The billionaire businessman has also cancelled a deal costing some 3,000 jobs.
The staunch Remainer, who campaigned against the Leave vote and has since urged parliament to “take a second look” at the referendum, revealed the losses on Good Morning Britain.
“We’re not any worse than anybody else, but I suspect we’ve lost a third of our value,” he said.
He added: “We were about to do a very big deal, we’ve cancelled that deal that would have involved 3,000 jobs.”
Branson, who has also publicly backed a petition calling for a second referendum, added: “When Brexiteers told the public that people were exaggerating that there would be a financial meltdown I think that its been proven that they were not exaggerating.
“We’re heading towards disaster and therefore in business if you realise you made a bad decision you change it. And we’re not saying overrule it, just let the same people who voted have another chance and that’s democratic.”
Branson also warned that Chinese business partners were already pulling investment from the UK after the vote last Friday.
He told the Guardian: “I met with a group of Chinese businessmen yesterday morning who have invested heavily in England and who are now going to stop investing and withdraw investments they’ve already made.”
“I’m afraid that based on misinformation, people voted for Brexit, which is basically voting for a way of shooting themselves in the foot. The last two days has been absolute pandemonium worldwide in the markets, the pound crashing, the stock markets crashing, and we are heading rapidly towards a recession again. It’s just too sad, so so sad.”

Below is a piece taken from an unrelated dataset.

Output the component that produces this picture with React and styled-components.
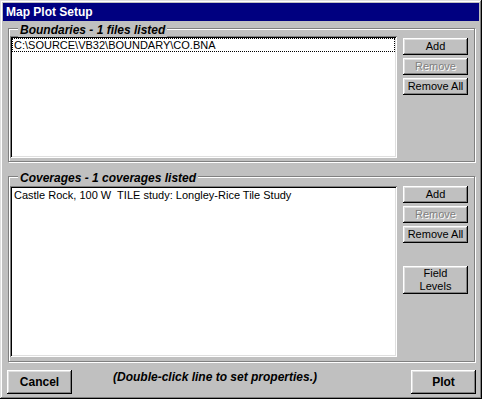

As a result of the 51.9% to 48.1% vote, which saw a turnout of 72.2%, the accompanying market crash saw the pound plummet to a low not seen since 1985.
And it hasn’t just affected those in the Remain camp.
Peter Hargreaves, the biggest individual donor to the Leave campaign, has lost more than £400m in a share price meltdown since the result was announced.
Hargreaves, who gave £3.2m to the campaign, has seen the value of his shareholding in the FTSE-100 listed company fall by 24%.